▶ _DATA_
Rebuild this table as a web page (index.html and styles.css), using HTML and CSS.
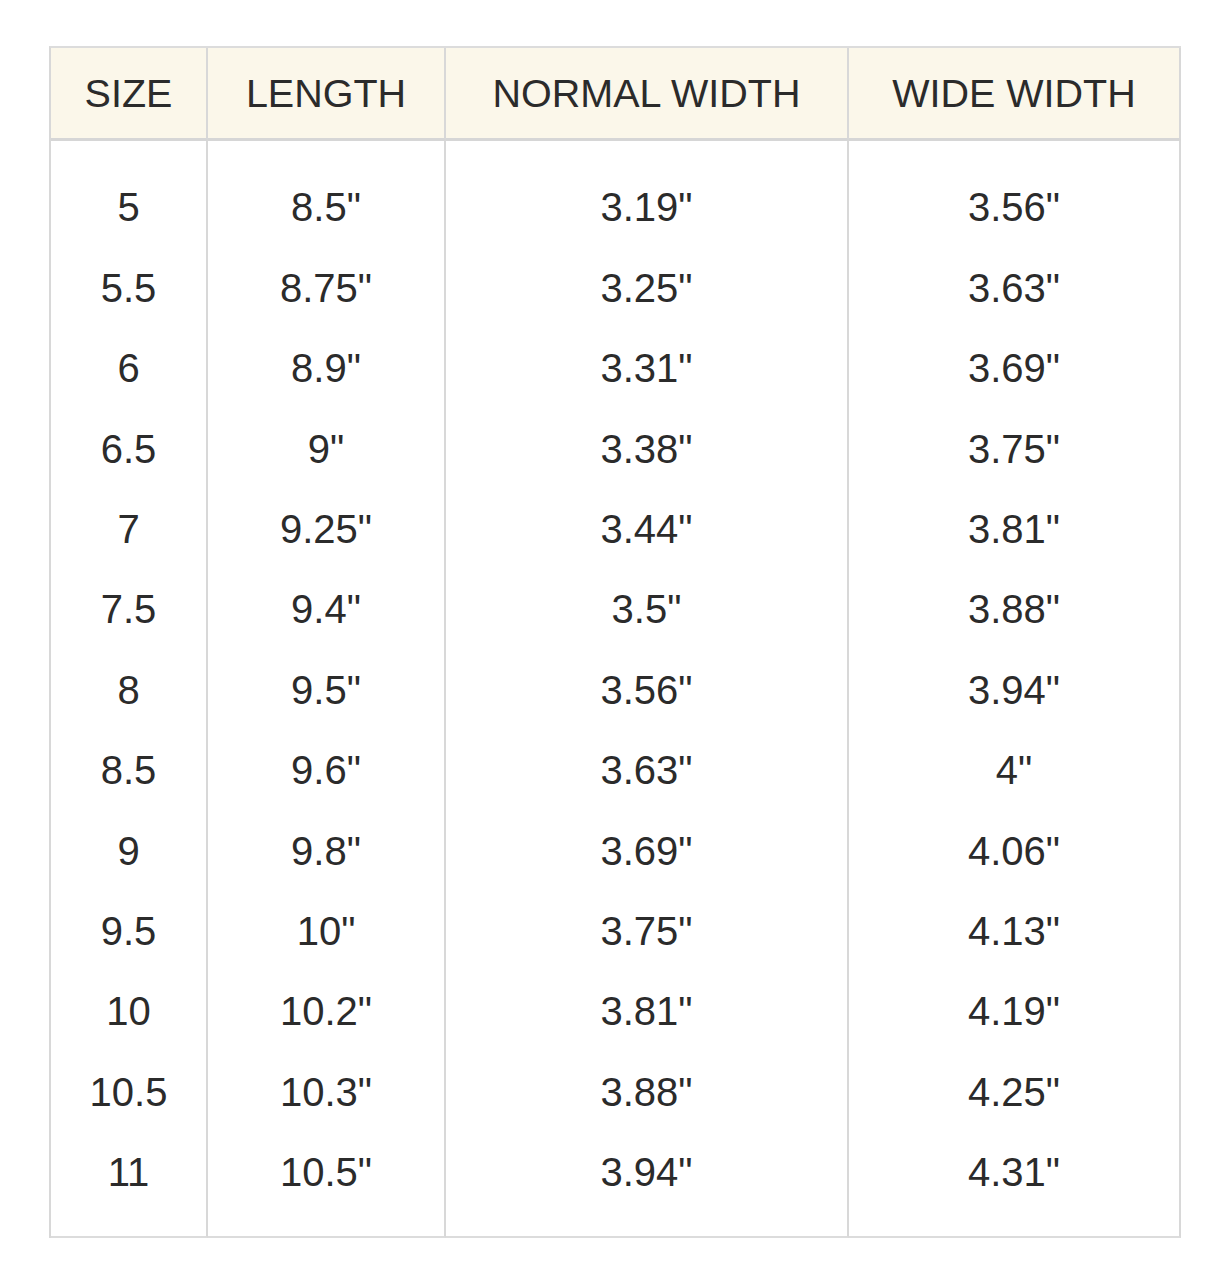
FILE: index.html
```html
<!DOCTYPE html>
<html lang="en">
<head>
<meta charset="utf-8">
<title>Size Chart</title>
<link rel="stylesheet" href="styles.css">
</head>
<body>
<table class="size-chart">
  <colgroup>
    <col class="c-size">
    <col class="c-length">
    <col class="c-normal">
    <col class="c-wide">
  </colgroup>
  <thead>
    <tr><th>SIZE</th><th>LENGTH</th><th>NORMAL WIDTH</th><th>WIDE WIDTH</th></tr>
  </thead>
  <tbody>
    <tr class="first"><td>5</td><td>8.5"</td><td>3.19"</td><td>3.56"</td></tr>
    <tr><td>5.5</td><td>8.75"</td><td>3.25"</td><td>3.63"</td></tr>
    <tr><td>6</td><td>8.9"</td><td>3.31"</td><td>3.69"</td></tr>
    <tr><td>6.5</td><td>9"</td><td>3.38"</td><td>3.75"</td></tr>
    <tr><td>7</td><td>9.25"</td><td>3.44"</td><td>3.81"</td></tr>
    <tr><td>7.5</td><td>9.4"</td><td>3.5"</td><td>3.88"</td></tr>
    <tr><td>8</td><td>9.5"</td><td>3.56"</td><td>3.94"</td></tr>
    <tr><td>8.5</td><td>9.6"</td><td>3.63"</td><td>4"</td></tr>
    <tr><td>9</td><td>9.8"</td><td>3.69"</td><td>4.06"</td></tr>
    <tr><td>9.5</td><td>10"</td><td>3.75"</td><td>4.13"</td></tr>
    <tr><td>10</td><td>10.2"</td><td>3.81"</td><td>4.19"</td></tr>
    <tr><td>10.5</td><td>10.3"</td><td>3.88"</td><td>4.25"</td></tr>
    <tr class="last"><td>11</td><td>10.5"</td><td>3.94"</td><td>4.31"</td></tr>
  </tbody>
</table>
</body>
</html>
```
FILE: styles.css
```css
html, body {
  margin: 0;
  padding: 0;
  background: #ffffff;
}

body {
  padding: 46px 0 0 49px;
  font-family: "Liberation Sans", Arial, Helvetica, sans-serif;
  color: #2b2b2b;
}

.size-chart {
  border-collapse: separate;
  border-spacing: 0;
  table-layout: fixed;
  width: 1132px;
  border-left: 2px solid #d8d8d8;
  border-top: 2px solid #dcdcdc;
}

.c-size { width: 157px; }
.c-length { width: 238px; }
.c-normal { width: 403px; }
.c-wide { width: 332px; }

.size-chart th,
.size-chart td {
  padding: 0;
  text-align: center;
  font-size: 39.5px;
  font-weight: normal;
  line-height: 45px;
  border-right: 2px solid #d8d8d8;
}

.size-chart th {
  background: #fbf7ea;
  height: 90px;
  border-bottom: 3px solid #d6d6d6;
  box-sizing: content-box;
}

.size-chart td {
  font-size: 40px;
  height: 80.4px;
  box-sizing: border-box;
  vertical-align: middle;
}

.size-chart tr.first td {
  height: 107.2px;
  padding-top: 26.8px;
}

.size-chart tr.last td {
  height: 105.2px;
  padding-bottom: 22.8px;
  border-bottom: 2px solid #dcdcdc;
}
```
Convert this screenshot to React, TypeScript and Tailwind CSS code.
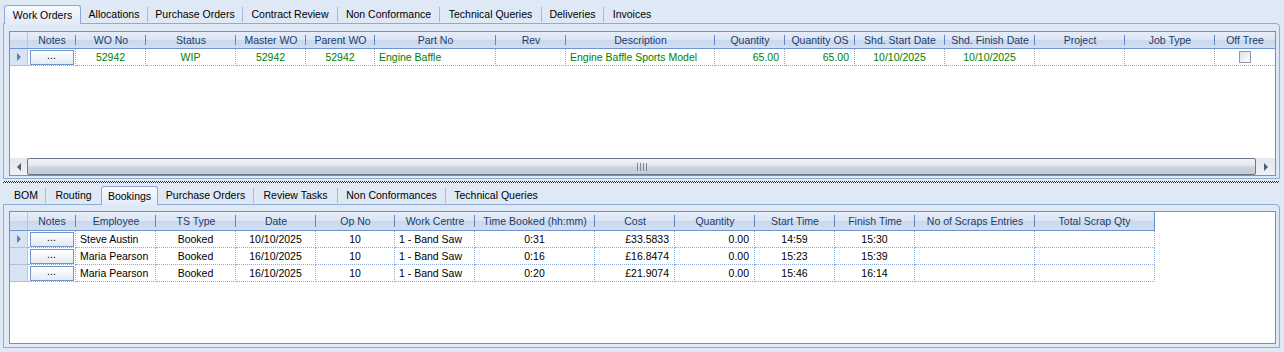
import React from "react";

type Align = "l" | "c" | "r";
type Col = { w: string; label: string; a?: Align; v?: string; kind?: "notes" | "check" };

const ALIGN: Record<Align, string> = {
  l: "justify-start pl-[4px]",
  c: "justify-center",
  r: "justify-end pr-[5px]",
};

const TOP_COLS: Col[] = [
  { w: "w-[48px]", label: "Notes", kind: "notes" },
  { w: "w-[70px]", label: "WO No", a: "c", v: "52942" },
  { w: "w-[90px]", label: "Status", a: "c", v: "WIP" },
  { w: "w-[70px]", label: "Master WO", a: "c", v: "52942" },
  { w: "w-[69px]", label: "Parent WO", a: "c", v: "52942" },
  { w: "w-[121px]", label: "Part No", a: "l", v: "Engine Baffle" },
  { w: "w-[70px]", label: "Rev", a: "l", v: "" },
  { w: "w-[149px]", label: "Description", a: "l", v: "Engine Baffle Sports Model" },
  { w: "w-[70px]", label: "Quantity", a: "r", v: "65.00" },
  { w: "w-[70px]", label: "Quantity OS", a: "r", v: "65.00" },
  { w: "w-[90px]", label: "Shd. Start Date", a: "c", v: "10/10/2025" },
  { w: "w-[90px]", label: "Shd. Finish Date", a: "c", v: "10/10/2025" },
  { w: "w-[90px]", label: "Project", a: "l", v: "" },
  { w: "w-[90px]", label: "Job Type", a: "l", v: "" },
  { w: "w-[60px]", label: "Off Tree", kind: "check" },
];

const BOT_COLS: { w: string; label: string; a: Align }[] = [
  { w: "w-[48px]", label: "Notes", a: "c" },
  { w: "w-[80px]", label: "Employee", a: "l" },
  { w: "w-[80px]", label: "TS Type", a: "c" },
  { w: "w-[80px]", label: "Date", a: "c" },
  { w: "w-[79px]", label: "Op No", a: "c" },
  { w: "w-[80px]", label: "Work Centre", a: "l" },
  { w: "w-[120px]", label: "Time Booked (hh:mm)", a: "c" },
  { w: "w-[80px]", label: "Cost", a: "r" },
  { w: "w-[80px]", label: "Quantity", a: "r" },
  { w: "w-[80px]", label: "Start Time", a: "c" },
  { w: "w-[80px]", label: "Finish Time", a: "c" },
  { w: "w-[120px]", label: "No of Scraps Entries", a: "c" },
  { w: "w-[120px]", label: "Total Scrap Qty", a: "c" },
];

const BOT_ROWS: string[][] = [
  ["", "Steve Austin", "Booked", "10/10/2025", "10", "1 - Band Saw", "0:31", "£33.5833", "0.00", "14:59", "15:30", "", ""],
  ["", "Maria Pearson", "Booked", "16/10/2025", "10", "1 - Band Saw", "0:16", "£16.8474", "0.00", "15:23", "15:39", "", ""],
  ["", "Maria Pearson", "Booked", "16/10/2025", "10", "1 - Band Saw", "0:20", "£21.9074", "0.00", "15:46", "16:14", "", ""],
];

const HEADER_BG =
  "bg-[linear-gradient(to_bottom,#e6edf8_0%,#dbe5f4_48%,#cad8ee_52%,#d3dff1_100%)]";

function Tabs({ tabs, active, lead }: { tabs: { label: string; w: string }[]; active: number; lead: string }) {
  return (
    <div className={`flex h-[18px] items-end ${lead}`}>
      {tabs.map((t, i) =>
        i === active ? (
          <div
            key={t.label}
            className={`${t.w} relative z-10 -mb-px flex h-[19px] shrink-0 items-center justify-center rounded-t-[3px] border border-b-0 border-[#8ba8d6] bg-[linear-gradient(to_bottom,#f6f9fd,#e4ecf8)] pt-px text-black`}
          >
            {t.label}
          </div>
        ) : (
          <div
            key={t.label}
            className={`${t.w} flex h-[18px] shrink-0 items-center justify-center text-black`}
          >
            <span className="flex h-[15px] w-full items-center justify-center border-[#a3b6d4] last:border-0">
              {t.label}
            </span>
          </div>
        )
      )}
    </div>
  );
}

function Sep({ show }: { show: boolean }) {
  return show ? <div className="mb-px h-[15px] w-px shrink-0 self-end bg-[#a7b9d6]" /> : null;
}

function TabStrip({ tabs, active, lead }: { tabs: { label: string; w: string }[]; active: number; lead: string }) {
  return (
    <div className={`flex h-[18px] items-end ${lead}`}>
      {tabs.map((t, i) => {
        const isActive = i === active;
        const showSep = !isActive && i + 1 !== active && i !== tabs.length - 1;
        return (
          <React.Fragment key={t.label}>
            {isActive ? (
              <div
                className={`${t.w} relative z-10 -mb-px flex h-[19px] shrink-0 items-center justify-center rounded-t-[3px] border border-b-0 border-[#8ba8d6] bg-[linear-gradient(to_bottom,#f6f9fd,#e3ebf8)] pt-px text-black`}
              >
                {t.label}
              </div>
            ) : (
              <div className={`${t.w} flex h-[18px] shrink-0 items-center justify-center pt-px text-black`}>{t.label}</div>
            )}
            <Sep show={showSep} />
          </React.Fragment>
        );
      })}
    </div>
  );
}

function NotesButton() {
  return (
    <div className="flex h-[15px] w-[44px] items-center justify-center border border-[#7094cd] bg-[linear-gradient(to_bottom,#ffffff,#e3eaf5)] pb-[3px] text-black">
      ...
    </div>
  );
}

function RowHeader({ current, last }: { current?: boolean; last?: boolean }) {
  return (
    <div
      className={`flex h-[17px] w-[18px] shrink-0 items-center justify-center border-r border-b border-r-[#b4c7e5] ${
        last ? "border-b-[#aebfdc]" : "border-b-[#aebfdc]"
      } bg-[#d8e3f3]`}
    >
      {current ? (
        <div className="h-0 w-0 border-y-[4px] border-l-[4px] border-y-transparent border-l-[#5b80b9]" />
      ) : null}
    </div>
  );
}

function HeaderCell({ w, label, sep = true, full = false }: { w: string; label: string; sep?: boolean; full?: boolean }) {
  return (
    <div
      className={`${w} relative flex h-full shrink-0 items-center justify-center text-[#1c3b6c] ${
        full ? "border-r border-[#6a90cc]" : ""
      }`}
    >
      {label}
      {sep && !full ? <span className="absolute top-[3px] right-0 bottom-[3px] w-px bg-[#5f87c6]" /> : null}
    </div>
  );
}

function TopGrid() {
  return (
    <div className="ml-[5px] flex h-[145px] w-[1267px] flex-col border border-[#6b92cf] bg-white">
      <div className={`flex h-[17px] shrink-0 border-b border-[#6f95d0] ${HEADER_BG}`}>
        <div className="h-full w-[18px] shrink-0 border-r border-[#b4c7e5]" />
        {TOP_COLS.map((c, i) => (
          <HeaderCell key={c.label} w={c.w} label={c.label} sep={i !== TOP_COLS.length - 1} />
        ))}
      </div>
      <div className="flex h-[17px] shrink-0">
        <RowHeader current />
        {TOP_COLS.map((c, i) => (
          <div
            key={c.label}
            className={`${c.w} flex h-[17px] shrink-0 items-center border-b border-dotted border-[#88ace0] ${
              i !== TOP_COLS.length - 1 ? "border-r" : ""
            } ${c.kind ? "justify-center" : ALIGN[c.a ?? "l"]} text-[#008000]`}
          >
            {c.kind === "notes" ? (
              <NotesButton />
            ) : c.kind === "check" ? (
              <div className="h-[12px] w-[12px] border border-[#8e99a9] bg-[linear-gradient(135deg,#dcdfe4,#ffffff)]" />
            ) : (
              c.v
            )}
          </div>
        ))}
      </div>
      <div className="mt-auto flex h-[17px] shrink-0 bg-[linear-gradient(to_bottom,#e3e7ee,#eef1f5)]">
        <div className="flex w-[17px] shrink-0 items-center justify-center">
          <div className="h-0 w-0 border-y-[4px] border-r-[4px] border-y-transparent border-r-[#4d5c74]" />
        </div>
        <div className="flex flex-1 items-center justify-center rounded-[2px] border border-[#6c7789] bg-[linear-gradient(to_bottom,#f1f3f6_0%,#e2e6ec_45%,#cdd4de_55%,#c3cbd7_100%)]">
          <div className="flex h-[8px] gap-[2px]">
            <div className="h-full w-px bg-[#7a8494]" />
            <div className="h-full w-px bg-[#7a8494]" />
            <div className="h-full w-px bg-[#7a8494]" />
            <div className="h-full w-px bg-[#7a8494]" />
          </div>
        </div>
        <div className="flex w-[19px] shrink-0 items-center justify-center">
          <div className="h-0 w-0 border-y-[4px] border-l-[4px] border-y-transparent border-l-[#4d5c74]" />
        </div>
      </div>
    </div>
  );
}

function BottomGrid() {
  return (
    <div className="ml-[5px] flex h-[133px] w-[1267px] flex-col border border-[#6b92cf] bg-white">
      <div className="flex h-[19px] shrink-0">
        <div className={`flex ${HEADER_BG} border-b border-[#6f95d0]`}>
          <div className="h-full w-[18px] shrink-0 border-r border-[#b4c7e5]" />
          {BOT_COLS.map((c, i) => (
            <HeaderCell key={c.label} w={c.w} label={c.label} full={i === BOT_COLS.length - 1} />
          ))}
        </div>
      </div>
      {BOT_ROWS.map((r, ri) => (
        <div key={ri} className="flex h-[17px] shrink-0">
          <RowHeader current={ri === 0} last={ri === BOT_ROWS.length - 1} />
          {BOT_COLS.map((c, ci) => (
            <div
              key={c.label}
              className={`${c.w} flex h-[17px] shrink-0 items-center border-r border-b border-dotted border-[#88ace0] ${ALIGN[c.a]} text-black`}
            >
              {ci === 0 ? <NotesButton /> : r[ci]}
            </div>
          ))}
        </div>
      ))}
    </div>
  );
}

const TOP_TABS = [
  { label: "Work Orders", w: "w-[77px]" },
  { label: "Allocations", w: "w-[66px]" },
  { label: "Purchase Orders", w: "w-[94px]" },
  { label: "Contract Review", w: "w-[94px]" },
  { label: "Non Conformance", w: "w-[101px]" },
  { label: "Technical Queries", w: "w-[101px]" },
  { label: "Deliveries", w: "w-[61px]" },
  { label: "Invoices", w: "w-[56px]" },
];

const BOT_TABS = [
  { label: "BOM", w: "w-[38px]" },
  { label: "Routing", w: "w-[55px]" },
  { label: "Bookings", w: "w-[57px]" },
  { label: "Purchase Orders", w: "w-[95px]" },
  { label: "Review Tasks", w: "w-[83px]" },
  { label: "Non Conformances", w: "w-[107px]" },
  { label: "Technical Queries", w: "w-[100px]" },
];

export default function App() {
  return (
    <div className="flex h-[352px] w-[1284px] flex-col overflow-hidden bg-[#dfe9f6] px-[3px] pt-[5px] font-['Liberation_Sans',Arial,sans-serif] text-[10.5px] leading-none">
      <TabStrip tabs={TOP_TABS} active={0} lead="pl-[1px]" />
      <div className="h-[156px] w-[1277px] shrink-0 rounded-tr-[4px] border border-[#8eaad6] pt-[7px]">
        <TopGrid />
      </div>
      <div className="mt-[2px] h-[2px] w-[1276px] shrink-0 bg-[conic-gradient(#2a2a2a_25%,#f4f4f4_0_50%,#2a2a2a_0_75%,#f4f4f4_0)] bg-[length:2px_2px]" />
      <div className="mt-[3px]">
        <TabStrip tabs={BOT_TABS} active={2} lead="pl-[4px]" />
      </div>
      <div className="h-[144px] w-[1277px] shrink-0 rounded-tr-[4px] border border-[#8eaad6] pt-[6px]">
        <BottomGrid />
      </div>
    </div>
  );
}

▶ _WRITTEN REQUEST_
Count each line where the string "this" occurs, and write only the number.

▶ _SOLUTION BELOW_
2